We've lived in our present home for 36 years. It is a 1912 house and we've added on and changed things to suit us over the years. All our children, grandchildren and even all our dogs are measured against the woodwork in our kitchen. When we remodeled this kitchen 20 years ago a previous plank of measurments was carefully removed and is stored in our garage.
Are we being overly sentimental or does every family go through this even when they have moved frequently?
Massive construction of infills all around us have turned our neighborhood into a development zone. Each time an old, wartime house goes down (most demolitions last around 17.5 minutes) we put up with the dirt, dust mud and noise and about a year later we study what goes up in it's place. Then we watch to see who moves in. Mostly we only see a moving van and by the next day it seems each family has gone underground. Few children and nobody sitting on their porch to wave to and stop and talk to about the weather. I imagine the parents are working all day and children are elsewhere and when they arrive home they must scurry inside - so fast we never catch them.

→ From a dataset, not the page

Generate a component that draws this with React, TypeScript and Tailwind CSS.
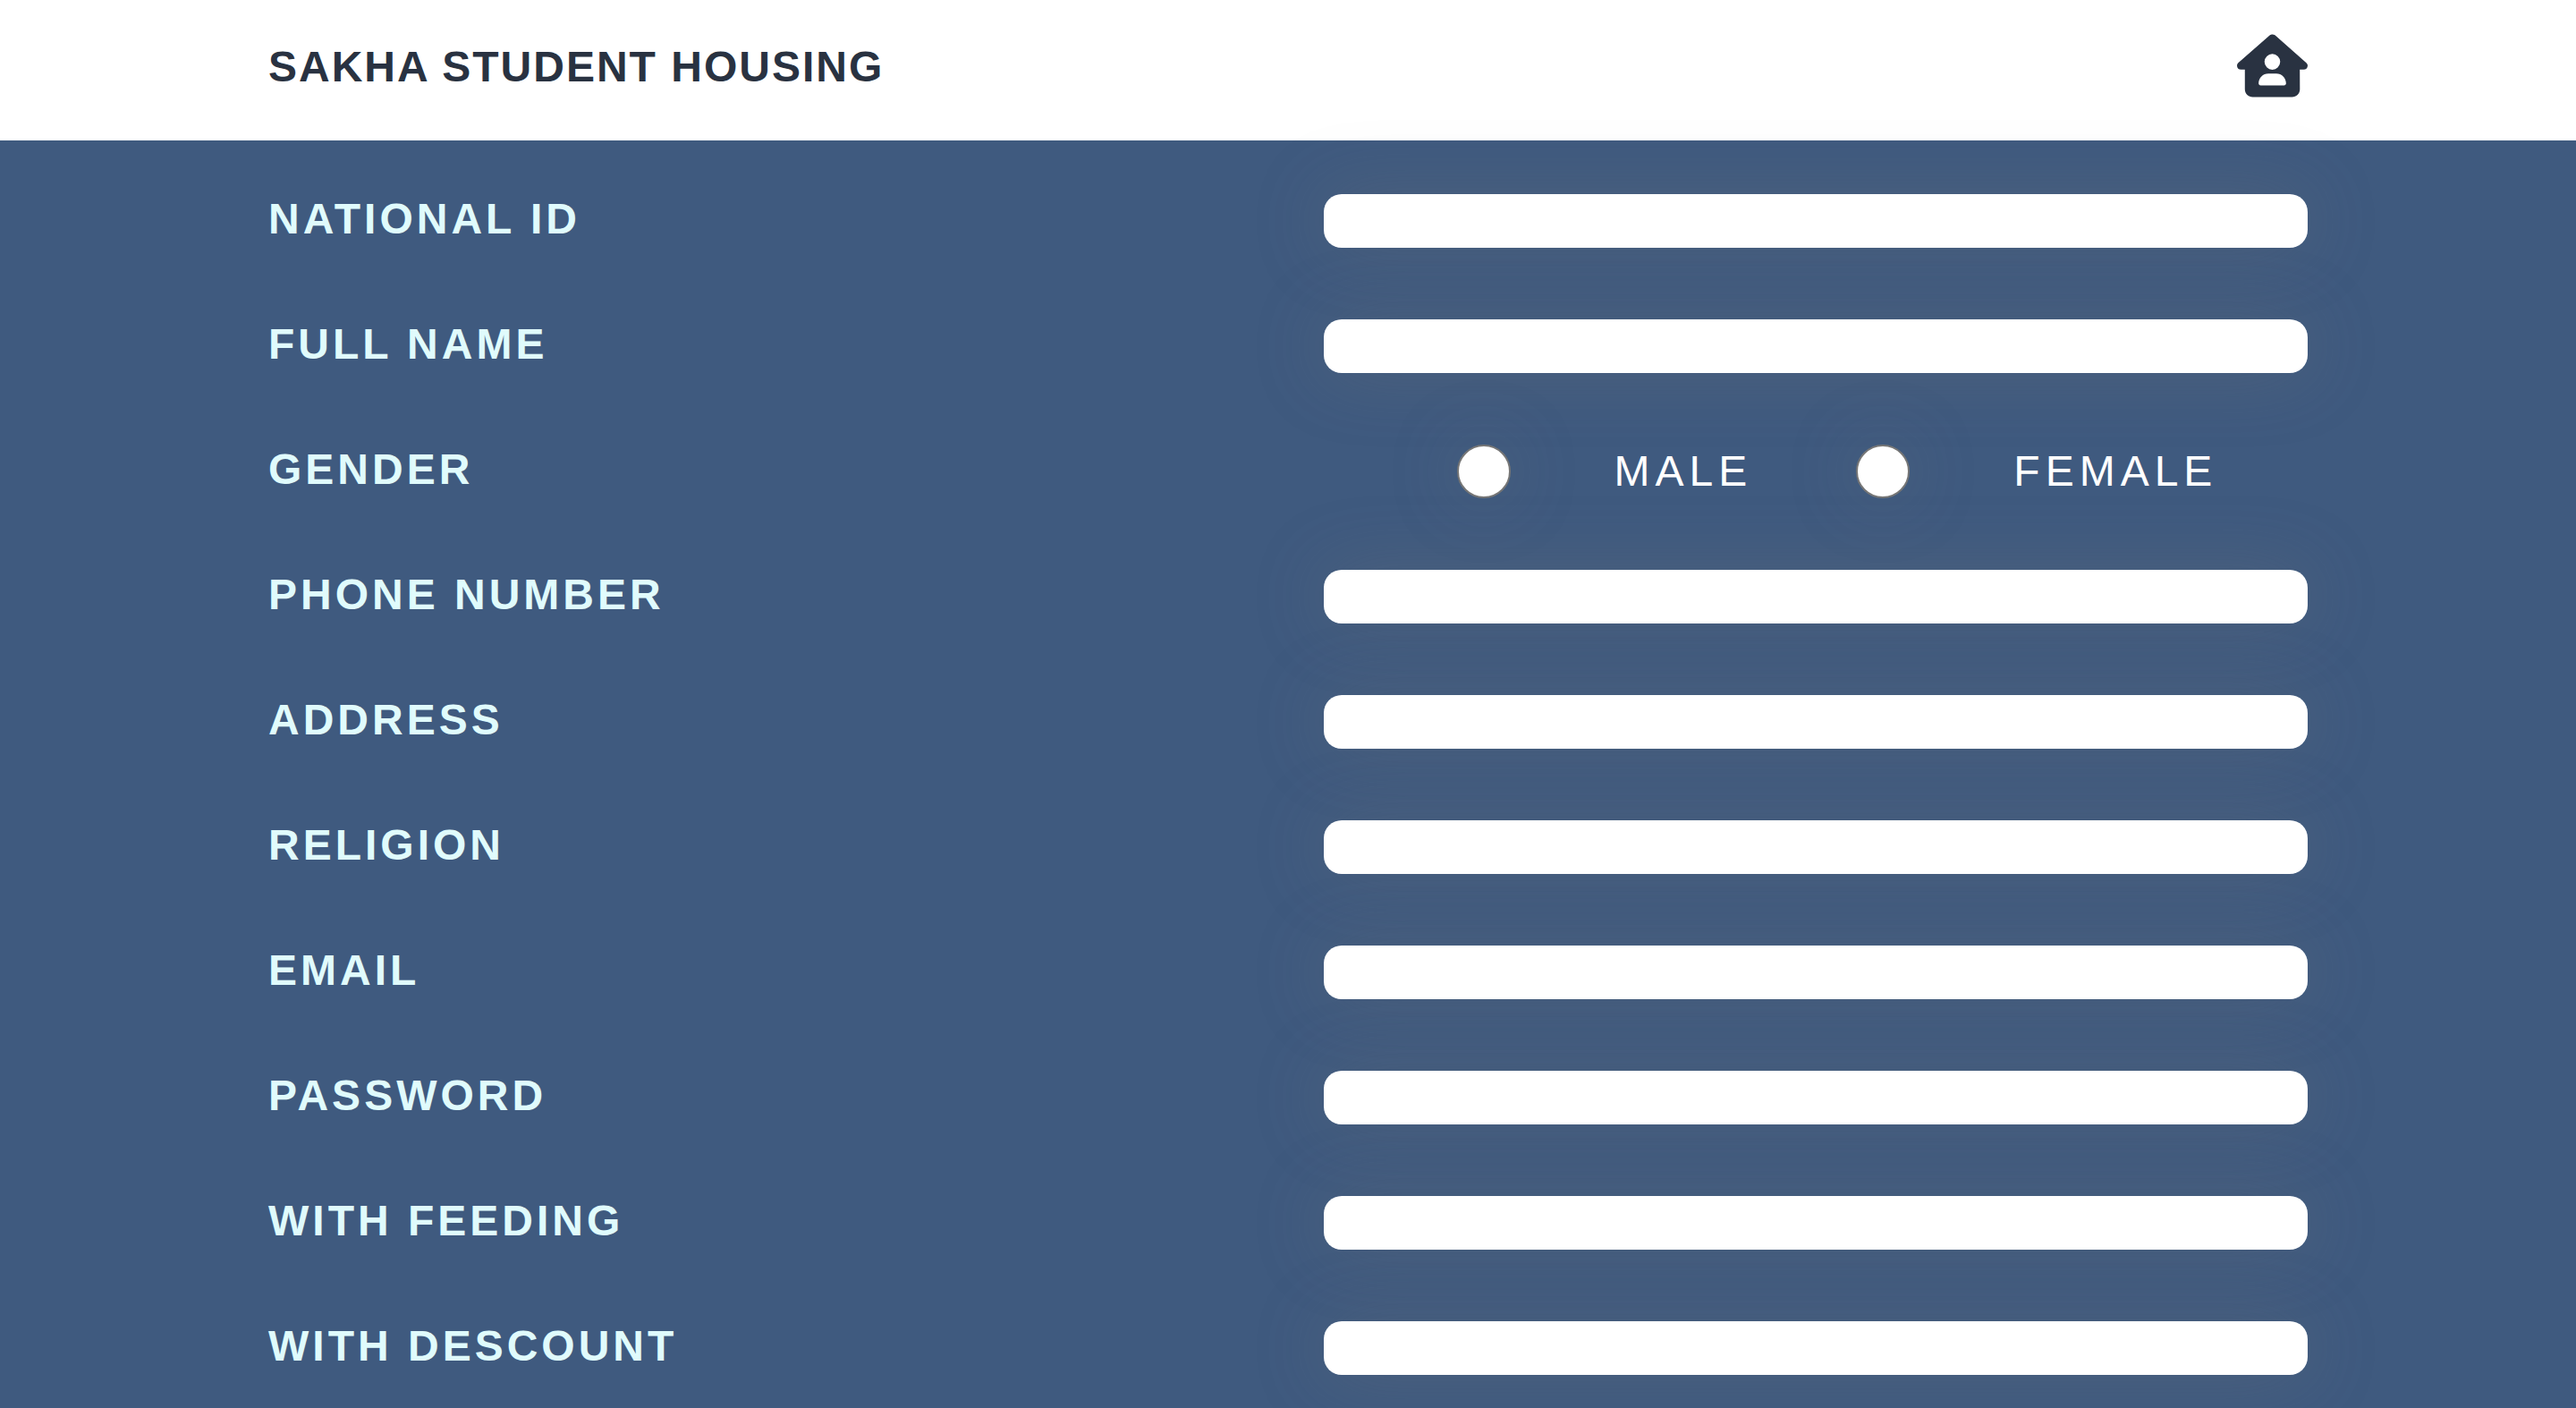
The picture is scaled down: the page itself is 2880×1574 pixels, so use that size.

We often travel to Victoria. We wish we knew a neighbor we could ask to take in our mail or watch the house. Nobody knows us here any more.
I realize many neighborhoods are not like ours and I hope you feel at home in yours. And when we move in June, there will be tears - because our roots go very deep here - but I'm optimistic that we'll eventually feel at home in ours, too.
Thank you for reading this. It's all I felt like writing about today.